EXERCISE DIRECTIONS: Transcribe all of the material exactly. Any picture in it should be left out.

....................

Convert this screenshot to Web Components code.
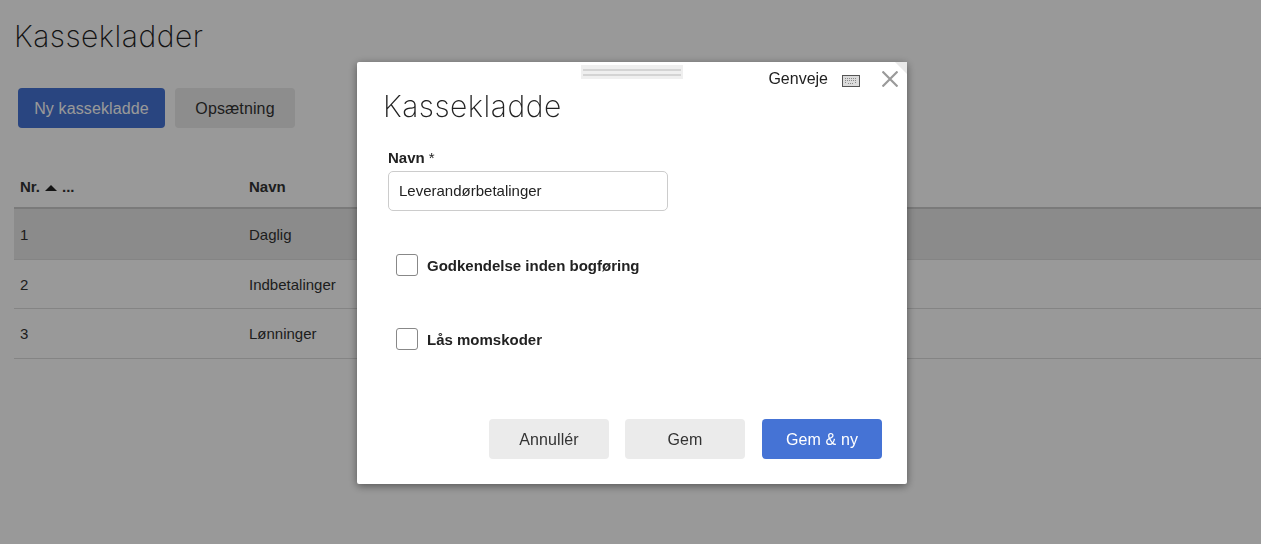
<!DOCTYPE html>
<html lang="da">
<head>
<meta charset="utf-8">
<title>Kassekladder</title>
<style>
  html, body { margin: 0; height: 100%; background: #fff; overflow: hidden; }
  body { font-family: "Liberation Sans", Arial, sans-serif; color: #333; }
</style>
</head>
<body>
<journal-page>
  <journal-table></journal-table>
</journal-page>
<modal-backdrop>
  <journal-dialog></journal-dialog>
</modal-backdrop>

<script>
class UiButton extends HTMLElement {
	constructor() {
		super();
		this.attachShadow({ mode: "open" }).innerHTML = `
    <style>
      :host {
        display: inline-flex;
        align-items: center;
        justify-content: center;
        box-sizing: border-box;
        width: 120px;
        height: 40px;
        padding-top: 1px;
        border-radius: 4px;
        background: #ebebeb;
        color: #333;
        font: 16px "Liberation Sans", Arial, sans-serif;
        letter-spacing: 0.12px;
      }
      :host([primary]) {
        background: #4573d5;
        color: #fff;
      }
    </style>
    <slot></slot>
		`;
	}
}
customElements.define("ui-button", UiButton);

class JournalPage extends HTMLElement {
	constructor() {
		super();
		this.attachShadow({ mode: "open" }).innerHTML = `
    <style>
      :host {
        display: block;
        padding: 0 0 0 14px;
      }
      h1 {
        margin: 0;
        padding-top: 16px;
        height: 40px;
        font: 200 30px/40px Inter, sans-serif;
        letter-spacing: 0.5px;
        color: #222;
      }
      .actions {
        display: flex;
        gap: 10px;
        margin: 32px 0 0 4px;
      }
      .new { width: 147px; }
      .setup { width: 120px; }
    </style>
    <h1>Kassekladder</h1>
    <div class="actions">
      <ui-button primary class="new">Ny kassekladde</ui-button>
      <ui-button class="setup">Opsætning</ui-button>
    </div>
    <slot></slot>
		`;
	}
}
customElements.define("journal-page", JournalPage);

class JournalTable extends HTMLElement {
	constructor() {
		super();
		this.attachShadow({ mode: "open" }).innerHTML = `
    <style>
      :host {
        display: block;
        margin-top: 38px;
        font: 15px "Liberation Sans", Arial, sans-serif;
        color: #333;
      }
      .row {
        display: grid;
        grid-template-columns: 229px 1fr;
        align-items: center;
        padding-left: 6px;
        height: 49px;
        box-sizing: border-box;
        border-bottom: 1px solid #ddd;
      }
      .head {
        height: 43px;
        font-weight: bold;
        border-bottom: 2px solid #ccc;
      }
      .nr { display: flex; align-items: center; gap: 5px; }
      .sort { width: 0; height: 0; margin-top: 2px; border: 6px solid transparent; border-top: 0; border-bottom: 6px solid #222; }
      .sel { background: #e8e8e8; height: 51px; }
      .last { height: 50px; }
    </style>
    <div class="row head"><span class="nr">Nr. <i class="sort"></i> ...</span><span>Navn</span></div>
    <div class="row sel"><span>1</span><span>Daglig</span></div>
    <div class="row"><span>2</span><span>Indbetalinger</span></div>
    <div class="row last"><span>3</span><span>Lønninger</span></div>
		`;
	}
}
customElements.define("journal-table", JournalTable);

class ModalBackdrop extends HTMLElement {
	constructor() {
		super();
		this.attachShadow({ mode: "open" }).innerHTML = `
    <style>
      :host {
        display: block;
        position: fixed;
        inset: 0;
        background: rgba(0, 0, 0, 0.4);
      }
    </style>
    <slot></slot>
		`;
	}
}
customElements.define("modal-backdrop", ModalBackdrop);

class CheckField extends HTMLElement {
	constructor() {
		super();
		this.attachShadow({ mode: "open" }).innerHTML = `
    <style>
      :host {
        display: flex;
        align-items: center;
        gap: 8px;
        font: bold 15px "Liberation Sans", Arial, sans-serif;
        color: #222;
      }
      .box {
        width: 20px;
        height: 20px;
        border: 1.5px solid #888;
        border-radius: 3px;
        background: #fff;
        margin-right: 1px;
      }
    </style>
    <span class="box"></span><slot></slot>
		`;
	}
}
customElements.define("check-field", CheckField);

class JournalDialog extends HTMLElement {
	constructor() {
		super();
		this.attachShadow({ mode: "open" }).innerHTML = `
    <style>
      :host {
        display: flex;
        flex-direction: column;
        position: absolute;
        left: 357px;
        top: 62px;
        width: 550px;
        height: 422px;
        background: #fff;
        border-radius: 2px;
        box-shadow: 0 2px 8px rgba(0, 0, 0, 0.45);
        box-sizing: border-box;
        padding: 0 25px 25px 26px;
        font-family: "Liberation Sans", Arial, sans-serif;
      }
      .grip {
        position: absolute;
        left: 224px;
        top: 3px;
        width: 102px;
        height: 14px;
        box-sizing: border-box;
        background: #efefef;
        padding-top: 4px;
      }
      .grip i {
        display: block;
        margin: 0 2px 3px;
        height: 2px;
        background: #d4d4d4;
      }
      .tools {
        position: absolute;
        top: 9px;
        right: 9px;
        display: flex;
        align-items: center;
        height: 16px;
        font-size: 16px;
        color: #222;
      }
      .tools span { margin-right: 14px; }
      .tools .kbd { margin: 4px 22px 0 0; }
      .corner {
        position: absolute;
        right: 0;
        top: 0;
        width: 0;
        height: 0;
        border-top: 12px solid #e8e8e8;
        border-left: 12px solid transparent;
      }
      h2 {
        margin: 24px 0 0;
        font: 200 30px/40px Inter, sans-serif;
        letter-spacing: 0.5px;
        color: #222;
      }
      label {
        display: block;
        margin: 24px 0 0 5px;
        height: 16px;
        font: bold 15px/16px "Liberation Sans", Arial, sans-serif;
        color: #222;
      }
      label em { font-style: normal; font-weight: normal; }
      .input {
        margin: 5px 0 0 5px;
        width: 280px;
        height: 40px;
        box-sizing: border-box;
        border: 1px solid #ccc;
        border-radius: 5px;
        padding: 0 10px 2px;
        display: flex;
        align-items: center;
        font-size: 15px;
        color: #222;
      }
      .checks {
        margin: 43px 0 0 13px;
        display: flex;
        flex-direction: column;
        gap: 52px;
      }
      .buttons {
        margin-top: auto;
        display: flex;
        justify-content: flex-end;
        gap: 16px;
      }
      .buttons ui-button:last-child { margin-left: 1px; }
    </style>
    <div class="corner"></div>
    <div class="grip"><i></i><i></i></div>
    <div class="tools">
      <span>Genveje</span>
      <svg class="kbd" width="18" height="12" viewBox="0 0 18 12">
        <rect x="0.5" y="0.5" width="17" height="11" fill="#dcdcdc" stroke="#555"/>
        <path d="M3 3.5h12M3 5.5h12M3 7.5h2M13 7.5h2M6 8.5h6" stroke="#8a8a8a" stroke-width="1" stroke-dasharray="1 1" fill="none"/>
      </svg>
      <svg width="16" height="16" viewBox="0 0 16 16">
        <path d="M0.5 0.5L15.5 15.5M15.5 0.5L0.5 15.5" stroke="#9a9a9a" stroke-width="2.2" fill="none"/>
      </svg>
    </div>
    <h2>Kassekladde</h2>
    <label>Navn <em>*</em></label>
    <div class="input">Leverandørbetalinger</div>
    <div class="checks">
      <check-field>Godkendelse inden bogføring</check-field>
      <check-field>Lås momskoder</check-field>
    </div>
    <div class="buttons">
      <ui-button>Annullér</ui-button>
      <ui-button>Gem</ui-button>
      <ui-button primary>Gem &amp; ny</ui-button>
    </div>
		`;
	}
}
customElements.define("journal-dialog", JournalDialog);
</script>
</body>
</html>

....................

THE REPLY:
Convert this screenshot to Web Components code.
<!DOCTYPE html>
<html lang="da">
<head>
<meta charset="utf-8">
<title>Kassekladder</title>
<style>
  html, body { margin: 0; height: 100%; background: #fff; overflow: hidden; }
  body { font-family: "Liberation Sans", Arial, sans-serif; color: #333; }
</style>
</head>
<body>
<journal-page>
  <journal-table></journal-table>
</journal-page>
<modal-backdrop>
  <journal-dialog></journal-dialog>
</modal-backdrop>

<script>
class UiButton extends HTMLElement {
	constructor() {
		super();
		this.attachShadow({ mode: "open" }).innerHTML = `
    <style>
      :host {
        display: inline-flex;
        align-items: center;
        justify-content: center;
        box-sizing: border-box;
        width: 120px;
        height: 40px;
        padding-top: 1px;
        border-radius: 4px;
        background: #ebebeb;
        color: #333;
        font: 16px "Liberation Sans", Arial, sans-serif;
        letter-spacing: 0.12px;
      }
      :host([primary]) {
        background: #4573d5;
        color: #fff;
      }
    </style>
    <slot></slot>
		`;
	}
}
customElements.define("ui-button", UiButton);

class JournalPage extends HTMLElement {
	constructor() {
		super();
		this.attachShadow({ mode: "open" }).innerHTML = `
    <style>
      :host {
        display: block;
        padding: 0 0 0 14px;
      }
      h1 {
        margin: 0;
        padding-top: 16px;
        height: 40px;
        font: 200 30px/40px Inter, sans-serif;
        letter-spacing: 0.5px;
        color: #222;
      }
      .actions {
        display: flex;
        gap: 10px;
        margin: 32px 0 0 4px;
      }
      .new { width: 147px; }
      .setup { width: 120px; }
    </style>
    <h1>Kassekladder</h1>
    <div class="actions">
      <ui-button primary class="new">Ny kassekladde</ui-button>
      <ui-button class="setup">Opsætning</ui-button>
    </div>
    <slot></slot>
		`;
	}
}
customElements.define("journal-page", JournalPage);

class JournalTable extends HTMLElement {
	constructor() {
		super();
		this.attachShadow({ mode: "open" }).innerHTML = `
    <style>
      :host {
        display: block;
        margin-top: 38px;
        font: 15px "Liberation Sans", Arial, sans-serif;
        color: #333;
      }
      .row {
        display: grid;
        grid-template-columns: 229px 1fr;
        align-items: center;
        padding-left: 6px;
        height: 49px;
        box-sizing: border-box;
        border-bottom: 1px solid #ddd;
      }
      .head {
        height: 43px;
        font-weight: bold;
        border-bottom: 2px solid #ccc;
      }
      .nr { display: flex; align-items: center; gap: 5px; }
      .sort { width: 0; height: 0; margin-top: 2px; border: 6px solid transparent; border-top: 0; border-bottom: 6px solid #222; }
      .sel { background: #e8e8e8; height: 51px; }
      .last { height: 50px; }
    </style>
    <div class="row head"><span class="nr">Nr. <i class="sort"></i> ...</span><span>Navn</span></div>
    <div class="row sel"><span>1</span><span>Daglig</span></div>
    <div class="row"><span>2</span><span>Indbetalinger</span></div>
    <div class="row last"><span>3</span><span>Lønninger</span></div>
		`;
	}
}
customElements.define("journal-table", JournalTable);

class ModalBackdrop extends HTMLElement {
	constructor() {
		super();
		this.attachShadow({ mode: "open" }).innerHTML = `
    <style>
      :host {
        display: block;
        position: fixed;
        inset: 0;
        background: rgba(0, 0, 0, 0.4);
      }
    </style>
    <slot></slot>
		`;
	}
}
customElements.define("modal-backdrop", ModalBackdrop);

class CheckField extends HTMLElement {
	constructor() {
		super();
		this.attachShadow({ mode: "open" }).innerHTML = `
    <style>
      :host {
        display: flex;
        align-items: center;
        gap: 8px;
        font: bold 15px "Liberation Sans", Arial, sans-serif;
        color: #222;
      }
      .box {
        width: 20px;
        height: 20px;
        border: 1.5px solid #888;
        border-radius: 3px;
        background: #fff;
        margin-right: 1px;
      }
    </style>
    <span class="box"></span><slot></slot>
		`;
	}
}
customElements.define("check-field", CheckField);

class JournalDialog extends HTMLElement {
	constructor() {
		super();
		this.attachShadow({ mode: "open" }).innerHTML = `
    <style>
      :host {
        display: flex;
        flex-direction: column;
        position: absolute;
        left: 357px;
        top: 62px;
        width: 550px;
        height: 422px;
        background: #fff;
        border-radius: 2px;
        box-shadow: 0 2px 8px rgba(0, 0, 0, 0.45);
        box-sizing: border-box;
        padding: 0 25px 25px 26px;
        font-family: "Liberation Sans", Arial, sans-serif;
      }
      .grip {
        position: absolute;
        left: 224px;
        top: 3px;
        width: 102px;
        height: 14px;
        box-sizing: border-box;
        background: #efefef;
        padding-top: 4px;
      }
      .grip i {
        display: block;
        margin: 0 2px 3px;
        height: 2px;
        background: #d4d4d4;
      }
      .tools {
        position: absolute;
        top: 9px;
        right: 9px;
        display: flex;
        align-items: center;
        height: 16px;
        font-size: 16px;
        color: #222;
      }
      .tools span { margin-right: 14px; }
      .tools .kbd { margin: 4px 22px 0 0; }
      .corner {
        position: absolute;
        right: 0;
        top: 0;
        width: 0;
        height: 0;
        border-top: 12px solid #e8e8e8;
        border-left: 12px solid transparent;
      }
      h2 {
        margin: 24px 0 0;
        font: 200 30px/40px Inter, sans-serif;
        letter-spacing: 0.5px;
        color: #222;
      }
      label {
        display: block;
        margin: 24px 0 0 5px;
        height: 16px;
        font: bold 15px/16px "Liberation Sans", Arial, sans-serif;
        color: #222;
      }
      label em { font-style: normal; font-weight: normal; }
      .input {
        margin: 5px 0 0 5px;
        width: 280px;
        height: 40px;
        box-sizing: border-box;
        border: 1px solid #ccc;
        border-radius: 5px;
        padding: 0 10px 2px;
        display: flex;
        align-items: center;
        font-size: 15px;
        color: #222;
      }
      .checks {
        margin: 43px 0 0 13px;
        display: flex;
        flex-direction: column;
        gap: 52px;
      }
      .buttons {
        margin-top: auto;
        display: flex;
        justify-content: flex-end;
        gap: 16px;
      }
      .buttons ui-button:last-child { margin-left: 1px; }
    </style>
    <div class="corner"></div>
    <div class="grip"><i></i><i></i></div>
    <div class="tools">
      <span>Genveje</span>
      <svg class="kbd" width="18" height="12" viewBox="0 0 18 12">
        <rect x="0.5" y="0.5" width="17" height="11" fill="#dcdcdc" stroke="#555"/>
        <path d="M3 3.5h12M3 5.5h12M3 7.5h2M13 7.5h2M6 8.5h6" stroke="#8a8a8a" stroke-width="1" stroke-dasharray="1 1" fill="none"/>
      </svg>
      <svg width="16" height="16" viewBox="0 0 16 16">
        <path d="M0.5 0.5L15.5 15.5M15.5 0.5L0.5 15.5" stroke="#9a9a9a" stroke-width="2.2" fill="none"/>
      </svg>
    </div>
    <h2>Kassekladde</h2>
    <label>Navn <em>*</em></label>
    <div class="input">Leverandørbetalinger</div>
    <div class="checks">
      <check-field>Godkendelse inden bogføring</check-field>
      <check-field>Lås momskoder</check-field>
    </div>
    <div class="buttons">
      <ui-button>Annullér</ui-button>
      <ui-button>Gem</ui-button>
      <ui-button primary>Gem &amp; ny</ui-button>
    </div>
		`;
	}
}
customElements.define("journal-dialog", JournalDialog);
</script>
</body>
</html>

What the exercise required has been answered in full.